Walk - Foreland Point Adventurous Walk

Walk information provided with help from Natural England. Map reproduced by permission of Ordnance Survey on behalf of HMSO. © Crown copyright and database right 2025. Ordnance Survey Licence number 100022021.

Route Description

  1. From the car park, take the path running northwards around the side of the hill. When it bears left around the wall and heads gently downhill towards the sea, stay with it, ignoring the paths off to the right, until you come to the footpath leading away to the church on your left (but don't turn left).
  1. Turn right onto the Coast Path here and follow it for about half a mile, until you come to a fork.
  2. The Coast Path continues along the right-hand fork, travelling downhill to Coddow Combe, and this is the route you should use if the weather is poor or you have no head for heights. If the weather is good, however, and you are confident of your abilities, take the tiny goat-track around Foreland Point for an inspirational walk.

Above you, the hillside climbs steeply to the sky, while to your left it plunges abruptly to the sea. Patches of scree traverse your path (take particular care here), and goats and sheep leap nimbly away as you appear. You are only yards from civilisation, but for the half-hour or so it takes you to round the point, you could be on another continent, on a breathtaking wilderness adventure.

Lynmouth Foreland Lighthouse was established in 1900 by Trinity House to further aid navigation in the Bristol Channel. The station was electrified in 1975. The round white tower is 15 metres in height and 67 metres above the sea at high water. 4 white flashes occur every 15 seconds and they can be seen for 18 nautical miles. It is set on the extremity of the Foreland Point headland.

  1. Once around the point, take the lighthouse lane up through Coddow Combe and rejoin the Coast Path at the T-junction at the top, ignoring the small path to the right en route.

Here the wilderness illusion continues, despite the tarmac and sheds along the way. The three hills around you are like miniature mountains, each with a different character: one is scree-clad, another bare heathland, the third covered in scrubby thorn and gorse. It is a long haul up the hill, but it's a place you must not miss if you are looking to blow some cobwebs away.

    1. Turn left onto the Coast Path and follow it for about a mile, through three combes (see the Culbone Wood walk), to a footpath which climbs steeply uphill to the right.
    2. Follow this path uphill for about 200 yards, till it veers abruptly to the right.
    3. Turn sharply right here and carry on uphill, picking up the track at Desolate and carrying on up to the gate at the top.

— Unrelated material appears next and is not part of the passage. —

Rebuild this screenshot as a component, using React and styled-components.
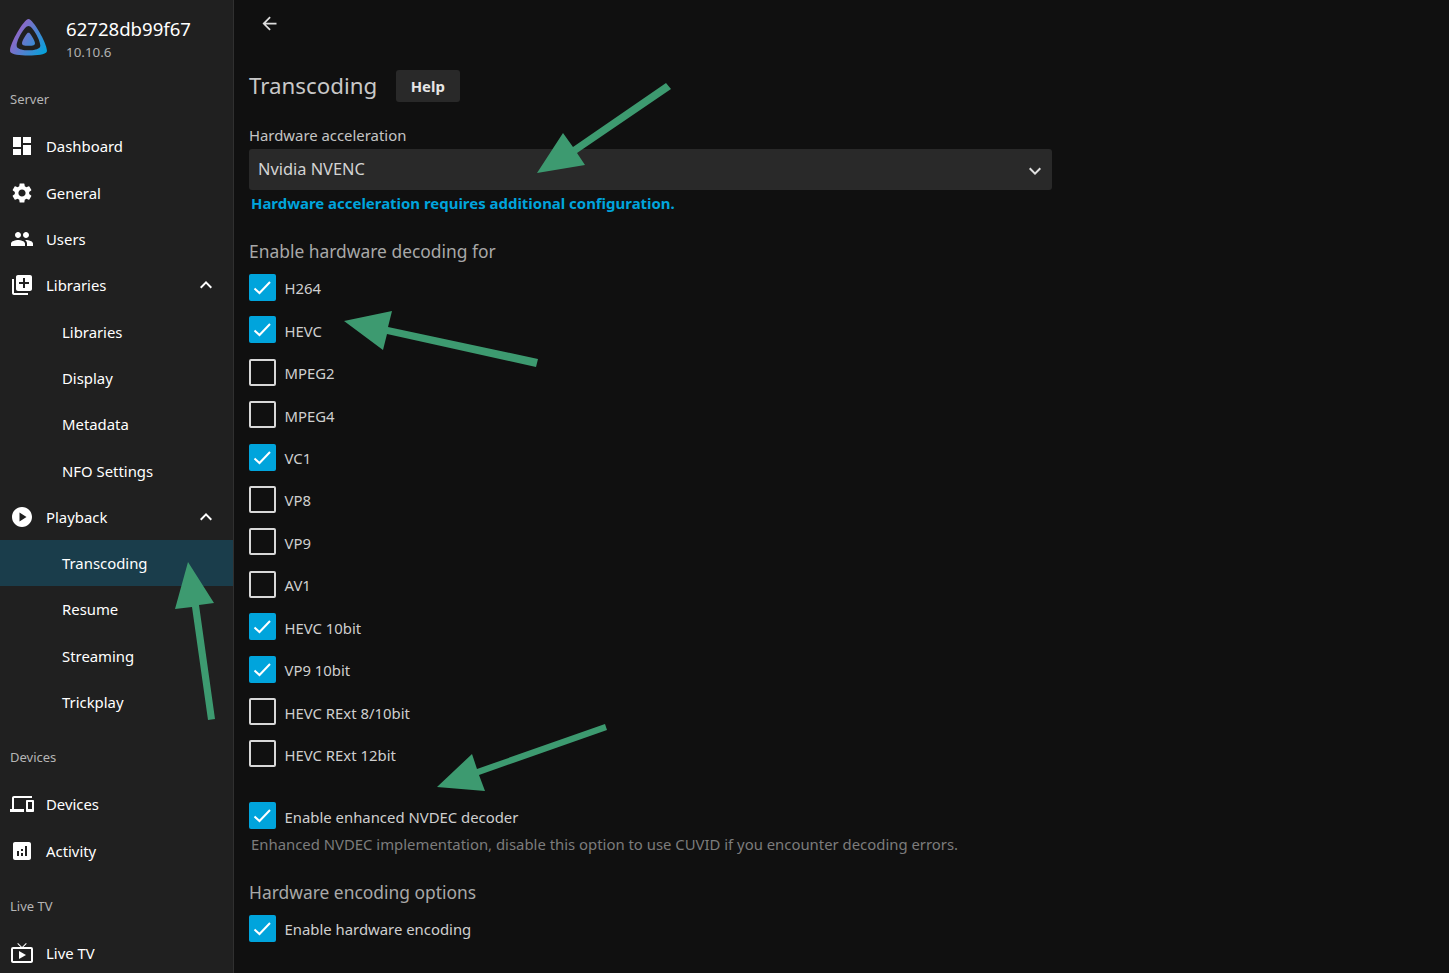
import styled, { createGlobalStyle } from 'styled-components'
import {
  MdDashboard, MdSettings, MdPeople, MdLibraryAdd, MdExpandLess, MdPlayCircle,
  MdDevices, MdAnalytics, MdLiveTv, MdArrowBack, MdKeyboardArrowDown
} from 'react-icons/md'

const Global = createGlobalStyle`
  html, body { margin: 0; height: 100%; background: #101010; overflow: hidden; }
  body { font-family: "Noto Sans", sans-serif; color: #fff; }
  * { box-sizing: border-box; }
`

const Page = styled.div`
  position: relative;
  display: flex;
  width: 1449px;
  height: 973px;
  overflow: hidden;
`

const Sidebar = styled.aside`
  flex: 0 0 234px;
  height: 973px;
  overflow: hidden;
  background: #202020;
  border-right: 1px solid #303030;
`

const Brand = styled.div`
  display: flex;
  align-items: flex-start;
  height: 76px;
  padding: 17px 0 0 10px;
  gap: 19px;
`

const LogoMark = styled.svg`
  margin-top: 1px;
`

const BrandText = styled.div`
  display: flex;
  flex-direction: column;
`

const BrandName = styled.div`
  font-size: 18.6px;
  line-height: 24px;
`

const BrandVersion = styled.div`
  font-size: 13.39px;
  line-height: 22px;
  color: #b0b0b0;
`

const SectionLabel = styled.div`
  height: ${p => p.$height}px;
  padding: ${p => p.$top}px 0 0 10px;
  font-size: 13px;
  line-height: 18px;
  color: #b5b5b5;
`

const NavItem = styled.div`
  display: flex;
  align-items: center;
  height: 46.3px;
  padding-left: ${p => (p.$sub ? 62 : 10)}px;
  padding-right: 15px;
  font-size: 14.88px;
  background: ${p => (p.$active ? '#1a3d4b' : 'transparent')};
`

const NavIcon = styled.span`
  display: flex;
  flex: 0 0 ${p => (p.$small ? 24 : 36)}px;
  font-size: 24px;
`

const NavLabel = styled.span`
  flex: 1;
`

const Main = styled.main`
  flex: 1;
  padding: 0 0 0 15px;
`

const BackButton = styled.div`
  display: flex;
  align-items: center;
  height: 46px;
  padding-left: 10px;
  font-size: 21px;
  color: #ddd;
`

const TitleRow = styled.div`
  display: flex;
  align-items: center;
  height: 32px;
  margin-top: 24px;
  gap: 19px;
`

const Title = styled.h1`
  margin: 0;
  padding-bottom: 2px;
  font-size: 22.32px;
  font-weight: 400;
  color: #c8c8c8;
`

const HelpButton = styled.div`
  display: flex;
  align-items: center;
  justify-content: center;
  width: 64px;
  height: 32px;
  padding-right: 1px;
  border-radius: 3px;
  background: #292929;
  font-size: 14.88px;
  font-weight: 700;
  color: #e6e6e6;
`

const Form = styled.div`
  width: 803px;
`

const FieldLabel = styled.div`
  margin-top: 23px;
  height: 24px;
  font-size: 14.88px;
  line-height: 20px;
  color: #c4c4c4;
`

const Select = styled.div`
  display: flex;
  align-items: center;
  justify-content: space-between;
  height: 41px;
  padding: 0 5px 2px 9px;
  border-radius: 3px;
  background: #292929;
  font-size: 16.37px;
  color: #d4d4d4;
`

const Chevron = styled.span`
  display: flex;
  font-size: 24px;
  margin-top: 4px;
  color: #e0e0e0;
`

const Hint = styled.div`
  padding-left: 2px;
  margin-top: ${p => p.$top}px;
  font-size: ${p => (p.$link ? 14.95 : 14.88)}px;
  line-height: 20px;
  font-weight: ${p => (p.$link ? 700 : 400)};
  color: ${p => (p.$link ? '#00a4dc' : '#7c7c7c')};
`

const Heading = styled.h2`
  margin: ${p => p.$top}px 0 0;
  font-size: 17.41px;
  line-height: 24px;
  font-weight: 400;
  color: #a8a8a8;
`

const CheckRow = styled.div`
  display: flex;
  align-items: center;
  height: 42.42px;
  margin-top: ${p => p.$top || 0}px;
  gap: 8.5px;
  font-size: 14.88px;
  color: #cfcfcf;
`

const Box = styled.span`
  display: flex;
  flex: 0 0 27px;
  width: 27px;
  height: 27px;
  border-radius: 2px;
  border: ${p => (p.$on ? 'none' : '2px solid #d8d8d8')};
  background: ${p => (p.$on ? '#00a4dc' : 'transparent')};
`

const CheckLabel = styled.span`
  padding-top: 2px;
`

const Annotations = styled.svg`
  position: absolute;
  top: 0;
  left: 0;
  pointer-events: none;
`

const Tick = () => (
  <svg width="27" height="27" viewBox="0 0 27 27">
    <path d="M5.5 14.5l5 4.5L21 8" fill="none" stroke="#fff" strokeWidth="2" />
  </svg>
)

const Logo = () => (
  <LogoMark width="37" height="38" viewBox="0 0 24 24" preserveAspectRatio="none">
    <defs>
      <linearGradient id="jf" x1="0" y1="0.3" x2="1" y2="0.9">
        <stop offset="0" stopColor="#aa5cc3" />
        <stop offset="1" stopColor="#00a4dc" />
      </linearGradient>
    </defs>
    <path
      fill="url(#jf)"
      fillRule="evenodd"
      d="M12 .6C8.8.6-1.4 18.4.2 21.4c1.5 3 22 3 23.6 0C25.4 18.4 15.2.6 12 .6zm7.4 17.8c-2 2.6-12.8 2.6-14.8 0C3 16.2 9 5 12 5s9 11.2 7.4 13.4zM12 9.2c-1 0-4.2 5.2-4.2 6.7 0 .6.4 1 .9 1.3 1 .5 5.6.5 6.6 0 .5-.3.9-.7.9-1.3 0-1.5-3.2-6.7-4.2-6.7z"
    />
  </LogoMark>
)

const serverNav = [
  { label: 'Dashboard', icon: <MdDashboard /> },
  { label: 'General', icon: <MdSettings /> },
  { label: 'Users', icon: <MdPeople /> },
  { label: 'Libraries', icon: <MdLibraryAdd />, open: true },
  { label: 'Libraries', sub: true },
  { label: 'Display', sub: true },
  { label: 'Metadata', sub: true },
  { label: 'NFO Settings', sub: true },
  { label: 'Playback', icon: <MdPlayCircle />, open: true },
  { label: 'Transcoding', sub: true, active: true },
  { label: 'Resume', sub: true },
  { label: 'Streaming', sub: true },
  { label: 'Trickplay', sub: true },
]

const codecs = [
  ['H264', true], ['HEVC', true], ['MPEG2', false], ['MPEG4', false],
  ['VC1', true], ['VP8', false], ['VP9', false], ['AV1', false],
  ['HEVC 10bit', true], ['VP9 10bit', true], ['HEVC RExt 8/10bit', false], ['HEVC RExt 12bit', false],
]

const arrows = [
  '666,83 671,89 577,153 585,165 537,173 563,133 573,147',
  '344,321 392,311 388,327 538,359 536,367 387,334 383,350',
  '188,562 214,603 199,605 215,719 208,720 192,607 175,609',
  '605,724 607,730 479,775 485,791 437,787 472,754 477,769',
]

const Nav = ({ item }) => (
  <NavItem $sub={item.sub} $active={item.active}>
    {item.icon && <NavIcon>{item.icon}</NavIcon>}
    <NavLabel>{item.label}</NavLabel>
    {item.open && <NavIcon $small><MdExpandLess /></NavIcon>}
  </NavItem>
)

const Check = ({ label, on, top }) => (
  <CheckRow $top={top}>
    <Box $on={on}>{on && <Tick />}</Box>
    <CheckLabel>{label}</CheckLabel>
  </CheckRow>
)

export default function App() {
  return (
    <Page>
      <Global />
      <Sidebar>
        <Brand>
          <Logo />
          <BrandText>
            <BrandName>62728db99f67</BrandName>
            <BrandVersion>10.10.6</BrandVersion>
          </BrandText>
        </Brand>
        <SectionLabel $height={47.35} $top={14}>Server</SectionLabel>
        {serverNav.map((item, i) => <Nav key={i} item={item} />)}
        <SectionLabel $height={56.04} $top={22.75}>Devices</SectionLabel>
        <Nav item={{ label: 'Devices', icon: <MdDevices /> }} />
        <Nav item={{ label: 'Activity', icon: <MdAnalytics /> }} />
        <SectionLabel $height={56.1} $top={23}>Live TV</SectionLabel>
        <Nav item={{ label: 'Live TV', icon: <MdLiveTv /> }} />
      </Sidebar>
      <Main>
        <BackButton><MdArrowBack /></BackButton>
        <TitleRow>
          <Title>Transcoding</Title>
          <HelpButton>Help</HelpButton>
        </TitleRow>
        <Form>
          <FieldLabel>Hardware acceleration</FieldLabel>
          <Select>
            Nvidia NVENC
            <Chevron><MdKeyboardArrowDown /></Chevron>
          </Select>
          <Hint $link $top={3}>Hardware acceleration requires additional configuration.</Hint>
          <Heading $top={26}>Enable hardware decoding for</Heading>
          {codecs.map(([label, on], i) => <Check key={label} label={label} on={on} top={i === 0 ? 3.25 : 0} />)}
          <Check label="Enable enhanced NVDEC decoder" on top={19.25} />
          <Hint $top={-3}>Enhanced NVDEC implementation, disable this option to use CUVID if you encounter decoding errors.</Hint>
          <Heading $top={26}>Hardware encoding options</Heading>
          <Check label="Enable hardware encoding" on top={3.5} />
        </Form>
      </Main>
      <Annotations width="1449" height="973">
        {arrows.map(points => <polygon key={points} points={points} fill="#3d9a70" />)}
      </Annotations>
    </Page>
  )
}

Among the many plant species found nowhere else but on Exmoor are at least two species of whitebeam tree: Sorbus subcuneata and Sorbus 'Taxon D'. The latter is named after Desolate, this being the area where it is found. 

Whitebeam is a deciduous tree which grows slowly and only ever reaches medium height. It gets its name from the brilliant white undersides of its leaves, as noted by the Victorian poet George Meredith: 'flashing as in gusts the sudden-lighted whitebeam'. It is related to rowan, the mountain ash, and its berries attract both birds and moths. 

In the area beyond Desolate, though not visible from the path, are earthworks and cropmarks, remnants of what was thought to be a mediaeval farmstead and possibly an associated hamlet too, known locally as Old House Close. The Domesday Book shows the population of Countisbury to have been larger than it is today and the farming on the hill more extensive as a result.

  1. Turn right and follow the footpath through fields to Kipscombe Farm, keeping the field boundaries on your right.

Kipscombe Farm dates back to the seventeenth century, and there are a number of interesting historical features around the farm, including water meadows, where winter floodwater was collected to irrigate the fields for spring planting.

  1. The path travels to the left of the farm buildings at Kipscombe and crosses the drive, to continue northwestwards for about 300 yards, with the field boundaries still on your right.
  2. Unless you want to detour to the trig point at the top of the hill, stay with your path around Barna Barrow, ignoring the two tracks leading downhill to your right.
  3. After another 300 yards or so, take the next track to the left, and follow it back to the start of the walk in the car park.